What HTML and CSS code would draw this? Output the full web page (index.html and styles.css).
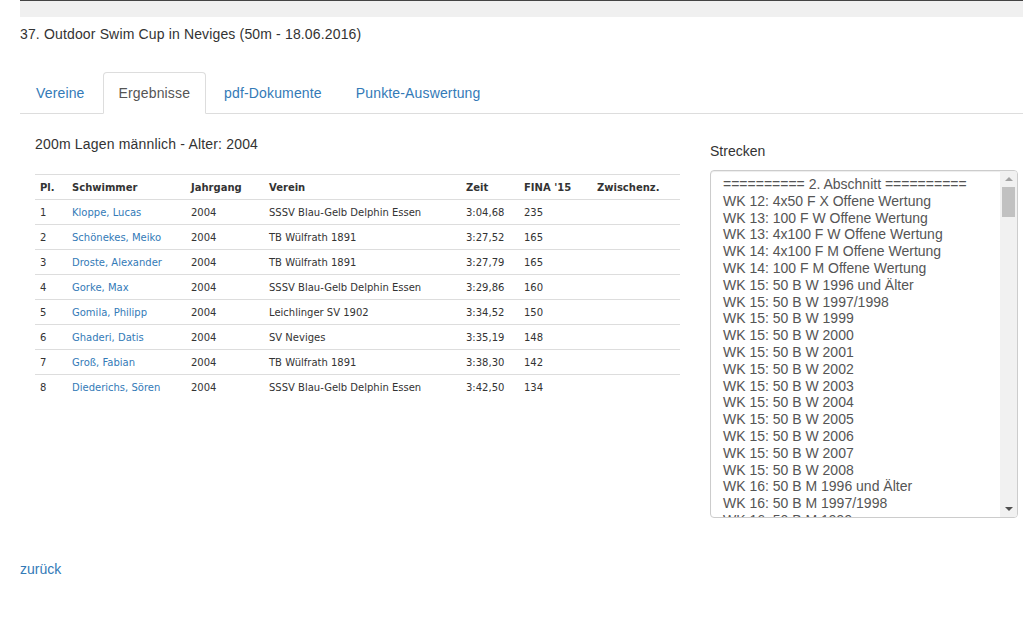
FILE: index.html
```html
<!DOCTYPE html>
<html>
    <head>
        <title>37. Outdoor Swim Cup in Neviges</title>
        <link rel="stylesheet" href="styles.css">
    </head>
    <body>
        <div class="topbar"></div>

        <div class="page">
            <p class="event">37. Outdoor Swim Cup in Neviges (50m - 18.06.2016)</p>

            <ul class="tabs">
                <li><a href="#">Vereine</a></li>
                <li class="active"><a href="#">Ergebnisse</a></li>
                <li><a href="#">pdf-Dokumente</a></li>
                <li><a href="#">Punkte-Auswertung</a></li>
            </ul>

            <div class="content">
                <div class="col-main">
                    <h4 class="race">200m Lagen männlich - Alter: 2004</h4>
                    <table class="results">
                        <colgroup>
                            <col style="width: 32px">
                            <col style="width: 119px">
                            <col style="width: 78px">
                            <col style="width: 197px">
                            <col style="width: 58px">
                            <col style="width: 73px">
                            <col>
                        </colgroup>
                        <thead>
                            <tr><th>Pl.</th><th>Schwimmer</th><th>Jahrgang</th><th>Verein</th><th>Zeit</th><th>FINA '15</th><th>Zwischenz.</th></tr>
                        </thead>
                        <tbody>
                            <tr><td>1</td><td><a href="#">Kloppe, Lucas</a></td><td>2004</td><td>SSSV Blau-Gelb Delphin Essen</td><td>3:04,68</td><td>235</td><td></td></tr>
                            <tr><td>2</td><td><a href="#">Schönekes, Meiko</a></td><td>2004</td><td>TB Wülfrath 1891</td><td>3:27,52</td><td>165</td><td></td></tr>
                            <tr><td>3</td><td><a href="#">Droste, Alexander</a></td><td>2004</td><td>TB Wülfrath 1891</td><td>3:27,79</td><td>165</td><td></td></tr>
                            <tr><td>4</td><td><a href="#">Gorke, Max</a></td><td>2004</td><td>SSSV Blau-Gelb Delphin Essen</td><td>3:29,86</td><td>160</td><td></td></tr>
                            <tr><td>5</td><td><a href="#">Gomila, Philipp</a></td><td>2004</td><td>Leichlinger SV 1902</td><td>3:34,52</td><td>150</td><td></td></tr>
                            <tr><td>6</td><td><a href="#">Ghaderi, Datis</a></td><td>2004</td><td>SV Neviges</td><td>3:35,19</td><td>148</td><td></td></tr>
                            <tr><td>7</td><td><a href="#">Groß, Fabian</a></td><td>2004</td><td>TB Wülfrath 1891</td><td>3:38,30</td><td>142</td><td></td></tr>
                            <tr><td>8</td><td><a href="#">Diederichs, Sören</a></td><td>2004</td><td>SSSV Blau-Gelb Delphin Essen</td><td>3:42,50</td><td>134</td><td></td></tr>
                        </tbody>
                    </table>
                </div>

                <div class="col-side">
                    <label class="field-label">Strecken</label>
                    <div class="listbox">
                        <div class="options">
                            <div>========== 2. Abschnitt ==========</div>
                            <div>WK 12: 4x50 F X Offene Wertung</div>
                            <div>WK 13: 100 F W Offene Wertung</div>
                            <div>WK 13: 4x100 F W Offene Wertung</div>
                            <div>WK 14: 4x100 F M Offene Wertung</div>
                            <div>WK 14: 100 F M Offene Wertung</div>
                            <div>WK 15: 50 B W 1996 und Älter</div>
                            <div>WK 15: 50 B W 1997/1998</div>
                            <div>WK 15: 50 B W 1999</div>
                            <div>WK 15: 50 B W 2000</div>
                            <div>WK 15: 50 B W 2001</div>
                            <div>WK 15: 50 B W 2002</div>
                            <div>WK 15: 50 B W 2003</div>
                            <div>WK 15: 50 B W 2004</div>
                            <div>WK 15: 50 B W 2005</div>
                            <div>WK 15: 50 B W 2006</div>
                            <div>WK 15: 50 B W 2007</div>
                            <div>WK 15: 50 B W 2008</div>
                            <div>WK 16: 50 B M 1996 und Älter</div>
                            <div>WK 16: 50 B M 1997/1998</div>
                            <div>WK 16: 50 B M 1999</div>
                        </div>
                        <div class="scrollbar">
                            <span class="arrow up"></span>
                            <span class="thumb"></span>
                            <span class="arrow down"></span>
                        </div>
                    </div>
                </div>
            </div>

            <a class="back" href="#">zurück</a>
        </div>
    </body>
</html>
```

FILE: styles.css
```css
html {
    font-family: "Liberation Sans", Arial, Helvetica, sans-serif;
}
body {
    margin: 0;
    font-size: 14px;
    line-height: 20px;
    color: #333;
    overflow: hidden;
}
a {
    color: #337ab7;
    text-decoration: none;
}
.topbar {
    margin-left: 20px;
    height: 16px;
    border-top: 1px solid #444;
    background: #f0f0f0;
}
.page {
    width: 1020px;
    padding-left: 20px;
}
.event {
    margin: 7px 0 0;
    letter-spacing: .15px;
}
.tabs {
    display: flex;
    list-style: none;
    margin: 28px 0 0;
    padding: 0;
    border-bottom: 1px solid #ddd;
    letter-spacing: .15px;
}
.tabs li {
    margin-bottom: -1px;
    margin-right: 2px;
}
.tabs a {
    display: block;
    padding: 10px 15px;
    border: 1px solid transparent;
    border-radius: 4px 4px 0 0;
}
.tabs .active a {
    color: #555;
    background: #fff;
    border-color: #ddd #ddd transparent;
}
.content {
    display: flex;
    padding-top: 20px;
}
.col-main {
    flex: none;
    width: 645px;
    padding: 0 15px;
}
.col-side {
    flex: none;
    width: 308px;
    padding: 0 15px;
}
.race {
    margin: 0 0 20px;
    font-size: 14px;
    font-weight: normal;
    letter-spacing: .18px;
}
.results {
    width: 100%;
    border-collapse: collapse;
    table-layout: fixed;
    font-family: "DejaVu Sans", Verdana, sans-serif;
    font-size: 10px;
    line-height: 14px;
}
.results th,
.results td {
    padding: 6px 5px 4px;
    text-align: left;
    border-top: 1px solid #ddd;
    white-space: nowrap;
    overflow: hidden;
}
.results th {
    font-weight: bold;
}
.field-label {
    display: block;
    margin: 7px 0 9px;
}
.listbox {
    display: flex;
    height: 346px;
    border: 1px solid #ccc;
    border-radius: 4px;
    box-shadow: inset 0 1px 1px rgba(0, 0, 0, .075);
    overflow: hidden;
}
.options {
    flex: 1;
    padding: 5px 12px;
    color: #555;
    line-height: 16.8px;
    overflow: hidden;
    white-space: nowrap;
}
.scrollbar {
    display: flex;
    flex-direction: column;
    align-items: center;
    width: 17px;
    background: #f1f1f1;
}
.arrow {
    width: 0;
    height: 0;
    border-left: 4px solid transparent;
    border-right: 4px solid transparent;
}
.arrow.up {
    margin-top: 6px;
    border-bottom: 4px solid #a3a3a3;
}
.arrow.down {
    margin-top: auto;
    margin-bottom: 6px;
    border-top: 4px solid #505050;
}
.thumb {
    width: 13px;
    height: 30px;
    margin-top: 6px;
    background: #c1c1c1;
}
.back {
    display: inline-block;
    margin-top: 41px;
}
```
================
Leave out the pictures and output the rest of the material exactly as written.

SOLUTION TO THE EXERCISE »
What HTML and CSS code would draw this? Output the full web page (index.html and styles.css).
FILE: index.html
```html
<!DOCTYPE html>
<html>
    <head>
        <title>37. Outdoor Swim Cup in Neviges</title>
        <link rel="stylesheet" href="styles.css">
    </head>
    <body>
        <div class="topbar"></div>

        <div class="page">
            <p class="event">37. Outdoor Swim Cup in Neviges (50m - 18.06.2016)</p>

            <ul class="tabs">
                <li><a href="#">Vereine</a></li>
                <li class="active"><a href="#">Ergebnisse</a></li>
                <li><a href="#">pdf-Dokumente</a></li>
                <li><a href="#">Punkte-Auswertung</a></li>
            </ul>

            <div class="content">
                <div class="col-main">
                    <h4 class="race">200m Lagen männlich - Alter: 2004</h4>
                    <table class="results">
                        <colgroup>
                            <col style="width: 32px">
                            <col style="width: 119px">
                            <col style="width: 78px">
                            <col style="width: 197px">
                            <col style="width: 58px">
                            <col style="width: 73px">
                            <col>
                        </colgroup>
                        <thead>
                            <tr><th>Pl.</th><th>Schwimmer</th><th>Jahrgang</th><th>Verein</th><th>Zeit</th><th>FINA '15</th><th>Zwischenz.</th></tr>
                        </thead>
                        <tbody>
                            <tr><td>1</td><td><a href="#">Kloppe, Lucas</a></td><td>2004</td><td>SSSV Blau-Gelb Delphin Essen</td><td>3:04,68</td><td>235</td><td></td></tr>
                            <tr><td>2</td><td><a href="#">Schönekes, Meiko</a></td><td>2004</td><td>TB Wülfrath 1891</td><td>3:27,52</td><td>165</td><td></td></tr>
                            <tr><td>3</td><td><a href="#">Droste, Alexander</a></td><td>2004</td><td>TB Wülfrath 1891</td><td>3:27,79</td><td>165</td><td></td></tr>
                            <tr><td>4</td><td><a href="#">Gorke, Max</a></td><td>2004</td><td>SSSV Blau-Gelb Delphin Essen</td><td>3:29,86</td><td>160</td><td></td></tr>
                            <tr><td>5</td><td><a href="#">Gomila, Philipp</a></td><td>2004</td><td>Leichlinger SV 1902</td><td>3:34,52</td><td>150</td><td></td></tr>
                            <tr><td>6</td><td><a href="#">Ghaderi, Datis</a></td><td>2004</td><td>SV Neviges</td><td>3:35,19</td><td>148</td><td></td></tr>
                            <tr><td>7</td><td><a href="#">Groß, Fabian</a></td><td>2004</td><td>TB Wülfrath 1891</td><td>3:38,30</td><td>142</td><td></td></tr>
                            <tr><td>8</td><td><a href="#">Diederichs, Sören</a></td><td>2004</td><td>SSSV Blau-Gelb Delphin Essen</td><td>3:42,50</td><td>134</td><td></td></tr>
                        </tbody>
                    </table>
                </div>

                <div class="col-side">
                    <label class="field-label">Strecken</label>
                    <div class="listbox">
                        <div class="options">
                            <div>========== 2. Abschnitt ==========</div>
                            <div>WK 12: 4x50 F X Offene Wertung</div>
                            <div>WK 13: 100 F W Offene Wertung</div>
                            <div>WK 13: 4x100 F W Offene Wertung</div>
                            <div>WK 14: 4x100 F M Offene Wertung</div>
                            <div>WK 14: 100 F M Offene Wertung</div>
                            <div>WK 15: 50 B W 1996 und Älter</div>
                            <div>WK 15: 50 B W 1997/1998</div>
                            <div>WK 15: 50 B W 1999</div>
                            <div>WK 15: 50 B W 2000</div>
                            <div>WK 15: 50 B W 2001</div>
                            <div>WK 15: 50 B W 2002</div>
                            <div>WK 15: 50 B W 2003</div>
                            <div>WK 15: 50 B W 2004</div>
                            <div>WK 15: 50 B W 2005</div>
                            <div>WK 15: 50 B W 2006</div>
                            <div>WK 15: 50 B W 2007</div>
                            <div>WK 15: 50 B W 2008</div>
                            <div>WK 16: 50 B M 1996 und Älter</div>
                            <div>WK 16: 50 B M 1997/1998</div>
                            <div>WK 16: 50 B M 1999</div>
                        </div>
                        <div class="scrollbar">
                            <span class="arrow up"></span>
                            <span class="thumb"></span>
                            <span class="arrow down"></span>
                        </div>
                    </div>
                </div>
            </div>

            <a class="back" href="#">zurück</a>
        </div>
    </body>
</html>
```

FILE: styles.css
```css
html {
    font-family: "Liberation Sans", Arial, Helvetica, sans-serif;
}
body {
    margin: 0;
    font-size: 14px;
    line-height: 20px;
    color: #333;
    overflow: hidden;
}
a {
    color: #337ab7;
    text-decoration: none;
}
.topbar {
    margin-left: 20px;
    height: 16px;
    border-top: 1px solid #444;
    background: #f0f0f0;
}
.page {
    width: 1020px;
    padding-left: 20px;
}
.event {
    margin: 7px 0 0;
    letter-spacing: .15px;
}
.tabs {
    display: flex;
    list-style: none;
    margin: 28px 0 0;
    padding: 0;
    border-bottom: 1px solid #ddd;
    letter-spacing: .15px;
}
.tabs li {
    margin-bottom: -1px;
    margin-right: 2px;
}
.tabs a {
    display: block;
    padding: 10px 15px;
    border: 1px solid transparent;
    border-radius: 4px 4px 0 0;
}
.tabs .active a {
    color: #555;
    background: #fff;
    border-color: #ddd #ddd transparent;
}
.content {
    display: flex;
    padding-top: 20px;
}
.col-main {
    flex: none;
    width: 645px;
    padding: 0 15px;
}
.col-side {
    flex: none;
    width: 308px;
    padding: 0 15px;
}
.race {
    margin: 0 0 20px;
    font-size: 14px;
    font-weight: normal;
    letter-spacing: .18px;
}
.results {
    width: 100%;
    border-collapse: collapse;
    table-layout: fixed;
    font-family: "DejaVu Sans", Verdana, sans-serif;
    font-size: 10px;
    line-height: 14px;
}
.results th,
.results td {
    padding: 6px 5px 4px;
    text-align: left;
    border-top: 1px solid #ddd;
    white-space: nowrap;
    overflow: hidden;
}
.results th {
    font-weight: bold;
}
.field-label {
    display: block;
    margin: 7px 0 9px;
}
.listbox {
    display: flex;
    height: 346px;
    border: 1px solid #ccc;
    border-radius: 4px;
    box-shadow: inset 0 1px 1px rgba(0, 0, 0, .075);
    overflow: hidden;
}
.options {
    flex: 1;
    padding: 5px 12px;
    color: #555;
    line-height: 16.8px;
    overflow: hidden;
    white-space: nowrap;
}
.scrollbar {
    display: flex;
    flex-direction: column;
    align-items: center;
    width: 17px;
    background: #f1f1f1;
}
.arrow {
    width: 0;
    height: 0;
    border-left: 4px solid transparent;
    border-right: 4px solid transparent;
}
.arrow.up {
    margin-top: 6px;
    border-bottom: 4px solid #a3a3a3;
}
.arrow.down {
    margin-top: auto;
    margin-bottom: 6px;
    border-top: 4px solid #505050;
}
.thumb {
    width: 13px;
    height: 30px;
    margin-top: 6px;
    background: #c1c1c1;
}
.back {
    display: inline-block;
    margin-top: 41px;
}
```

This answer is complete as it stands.